The maturity date on new PPP loans issued will now be 5 years – instead of 2 years. It would have been amazing all around, if they were able to make this retroactive to all PPP loans. However, that appeared to be a nonstarter for some members of the House. I get it, it was too awesome and helpful. Makes sense. They did throw us a bone here though, however. They’re opening the door for us small business owners to renegotiate terms of our respective PPP loans with our lendors directly. And if we can’t reach an agreement, the SBA is apparently willing to jump in and help make it happen too. Stay tuned for how this provision shapes up.
Comparing the timelines provided for the lendors (60 days) and the SBA (90 days) to conclude their respective reviews of our forgiveness applications, and the “deferral period” before loan repayment was to begin, something didn’t add up. The schedule basically had business owners beginning to repay loans that they may not have to repay at all. So, in a helpful measure to cure this issue, the SBA has now extended this deferral period significantly. All things considered, borrowers will now get up to 11 months of deferment.
Remember, none of this is done yet. It must pass the Senate and DT needs to sign it – and things could be changed/fleshed out differently/eliminated there. So let’s not get too excited until we see the final version. But we can certainly find some comfort in the fact that things are at least moving in the right direction.
Hang in there everybody, and fingers crossed for some favorable news next week!
Joey Regs out.
We will continue banging the drum for Open Streets and Bill 1957 and we have a little recap here from HL Law Clerk, Christie Yeh.
1957 Update by Christie Yeh, HL Law Clerk
On May 28th, Bill 1957 was proposed by the NYC Council that would create a no-fee temporary outdoor dining permit for food service establishments to serve food and beverages in approved open spaces. This proposed bill’s prime sponsor is council member Antonio Reynoso, is backed by over a dozen council members, including City Council Speaker Corey Johnson, and various large restaurant groups. If passed, Bill 1957 would become effective immediately and the requirements of the bill would expire on October 31, 2020, or when social distancing requirements are lifted. Corey Johnson did however mention that he does not expect this legislation to apply to phase one of reopening, but rather sometime around phase three.
The bill would permit the Department of Consumer Affairs to issue permits for restaurants to set up tables and chairs in approved open spaces identified by the Department of Transportation. These new outdoor dining areas would include, but are not limited to, sidewalks permitted under the NYC zoning resolution, streets, plazas, or any public or privately-owned space determined by the Department of Transportation. They must also operate and comply with the new Department of Health and Mental Hygiene guidelines such as social distancing and cleaning protocols. However, no permit will be required in a privately-owned area, like an adjacent parking lot, if the owner consents and if the area follows the health hygiene guidelines.
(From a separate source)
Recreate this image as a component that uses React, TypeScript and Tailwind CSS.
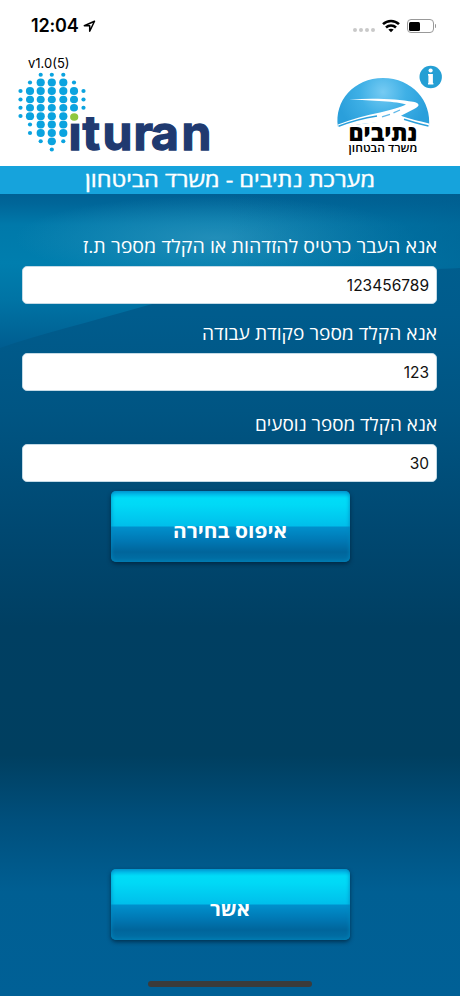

The process of providing these permits would be much quicker than a typical permit process. Within ten days of Bill 1957’s effective date, the Department of Consumer Affairs would begin to accept applications and within seven days of its enactment, the Department of Transportation would work to identify safe areas suitable for outdoor dining and publish them online once a week. The Department of Health and Mental Hygiene would also have seven days of Bill 1957’s enactment date to create new guidelines for the temporary dining areas. In each application, restaurants should include the approved area and a proposed layout that would allow workers and customers to comply with the health protocols. Within five days of submitting your application, you will hear back on whether or not your application was approved by the Department of Consumer Affairs.